*Stated goal*: With the pictures left out, copy the listing below exactly.
--------
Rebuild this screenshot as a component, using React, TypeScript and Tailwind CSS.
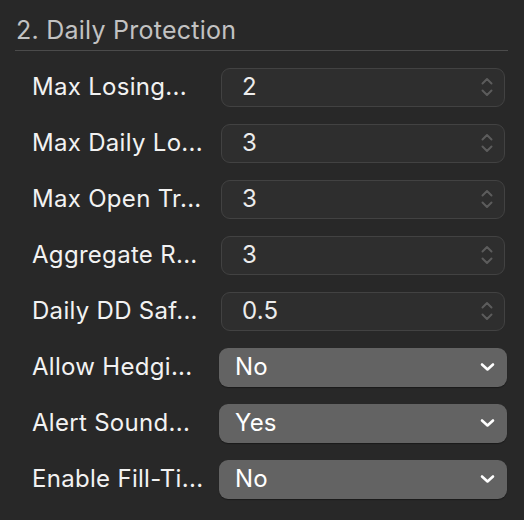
import { ReactNode } from "react";

type Row =
  | { label: string; kind: "number"; value: string }
  | { label: string; kind: "select"; value: string };

// labels are shown clipped, exactly as the panel draws them
const rows: Row[] = [
  { label: "Max Losing...", kind: "number", value: "2" },
  { label: "Max Daily Lo...", kind: "number", value: "3" },
  { label: "Max Open Tr...", kind: "number", value: "3" },
  { label: "Aggregate R...", kind: "number", value: "3" },
  { label: "Daily DD Saf...", kind: "number", value: "0.5" },
  { label: "Allow Hedgi...", kind: "select", value: "No" },
  { label: "Alert Sound...", kind: "select", value: "Yes" },
  { label: "Enable Fill-Ti...", kind: "select", value: "No" },
];

function Stepper() {
  return (
    <svg width="14" height="22" viewBox="0 0 14 22" fill="none" className="shrink-0">
      <path d="M2.5 7.5 L7 3 L11.5 7.5" stroke="#5c5c5c" strokeWidth="2" strokeLinecap="round" strokeLinejoin="round" />
      <path d="M2.5 14.5 L7 19 L11.5 14.5" stroke="#5c5c5c" strokeWidth="2" strokeLinecap="round" strokeLinejoin="round" />
    </svg>
  );
}

function Chevron() {
  return (
    <svg width="15" height="10" viewBox="0 0 15 10" fill="none" className="shrink-0">
      <path d="M2 2.5 L7.5 7.5 L13 2.5" stroke="#ffffff" strokeWidth="2.6" strokeLinecap="round" strokeLinejoin="round" />
    </svg>
  );
}

function Field({ row }: { row: Row }): ReactNode {
  if (row.kind === "number") {
    return (
      <div className="ml-[2px] mr-[3px] flex h-[39px] flex-1 items-center rounded-[9px] border border-[#424242] bg-[#2e2e2e] pl-[20px] pr-[10px]">
        <span className="flex-1 text-[24px] tracking-[0.2px] text-[#ececec]">{row.value}</span>
        <Stepper />
      </div>
    );
  }
  return (
    <div className="mr-[1px] flex h-[39px] flex-1 items-center rounded-[9px] bg-[#636363] pl-[16px] pr-[12px] shadow-[0_1px_1px_rgba(0,0,0,0.35)]">
      <span className="flex-1 text-[24px] tracking-[0.2px] text-white">{row.value}</span>
      <Chevron />
    </div>
  );
}

export default function App() {
  return (
    <div
      className="h-[520px] w-[524px] bg-[#282828] pl-[15px] pr-[16px]"
      style={{ fontFamily: "Inter, 'Noto Sans', sans-serif" }}
    >
      <div className="border-b-[1.5px] border-[#4b4b4b] pt-[15px] pb-[5px] pl-[1px]">
        <h2 className="text-[25px] leading-[30px] tracking-[0.25px] text-[#c2c2c2]">2. Daily Protection</h2>
      </div>
      <div className="flex flex-col pt-[8px]">
        {rows.map((row) => (
          <div key={row.label} className="flex h-[56px] items-center">
            <div className="w-[204px] shrink-0 whitespace-nowrap pl-[17px] text-[24px] tracking-[0.3px] text-[#f2f2f2]">
              {row.label}
            </div>
            <Field row={row} />
          </div>
        ))}
      </div>
    </div>
  );
}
--------
*Solution to this task*:
Rebuild this screenshot as a component, using React, TypeScript and Tailwind CSS.
import { ReactNode } from "react";

type Row =
  | { label: string; kind: "number"; value: string }
  | { label: string; kind: "select"; value: string };

// labels are shown clipped, exactly as the panel draws them
const rows: Row[] = [
  { label: "Max Losing...", kind: "number", value: "2" },
  { label: "Max Daily Lo...", kind: "number", value: "3" },
  { label: "Max Open Tr...", kind: "number", value: "3" },
  { label: "Aggregate R...", kind: "number", value: "3" },
  { label: "Daily DD Saf...", kind: "number", value: "0.5" },
  { label: "Allow Hedgi...", kind: "select", value: "No" },
  { label: "Alert Sound...", kind: "select", value: "Yes" },
  { label: "Enable Fill-Ti...", kind: "select", value: "No" },
];

function Stepper() {
  return (
    <svg width="14" height="22" viewBox="0 0 14 22" fill="none" className="shrink-0">
      <path d="M2.5 7.5 L7 3 L11.5 7.5" stroke="#5c5c5c" strokeWidth="2" strokeLinecap="round" strokeLinejoin="round" />
      <path d="M2.5 14.5 L7 19 L11.5 14.5" stroke="#5c5c5c" strokeWidth="2" strokeLinecap="round" strokeLinejoin="round" />
    </svg>
  );
}

function Chevron() {
  return (
    <svg width="15" height="10" viewBox="0 0 15 10" fill="none" className="shrink-0">
      <path d="M2 2.5 L7.5 7.5 L13 2.5" stroke="#ffffff" strokeWidth="2.6" strokeLinecap="round" strokeLinejoin="round" />
    </svg>
  );
}

function Field({ row }: { row: Row }): ReactNode {
  if (row.kind === "number") {
    return (
      <div className="ml-[2px] mr-[3px] flex h-[39px] flex-1 items-center rounded-[9px] border border-[#424242] bg-[#2e2e2e] pl-[20px] pr-[10px]">
        <span className="flex-1 text-[24px] tracking-[0.2px] text-[#ececec]">{row.value}</span>
        <Stepper />
      </div>
    );
  }
  return (
    <div className="mr-[1px] flex h-[39px] flex-1 items-center rounded-[9px] bg-[#636363] pl-[16px] pr-[12px] shadow-[0_1px_1px_rgba(0,0,0,0.35)]">
      <span className="flex-1 text-[24px] tracking-[0.2px] text-white">{row.value}</span>
      <Chevron />
    </div>
  );
}

export default function App() {
  return (
    <div
      className="h-[520px] w-[524px] bg-[#282828] pl-[15px] pr-[16px]"
      style={{ fontFamily: "Inter, 'Noto Sans', sans-serif" }}
    >
      <div className="border-b-[1.5px] border-[#4b4b4b] pt-[15px] pb-[5px] pl-[1px]">
        <h2 className="text-[25px] leading-[30px] tracking-[0.25px] text-[#c2c2c2]">2. Daily Protection</h2>
      </div>
      <div className="flex flex-col pt-[8px]">
        {rows.map((row) => (
          <div key={row.label} className="flex h-[56px] items-center">
            <div className="w-[204px] shrink-0 whitespace-nowrap pl-[17px] text-[24px] tracking-[0.3px] text-[#f2f2f2]">
              {row.label}
            </div>
            <Field row={row} />
          </div>
        ))}
      </div>
    </div>
  );
}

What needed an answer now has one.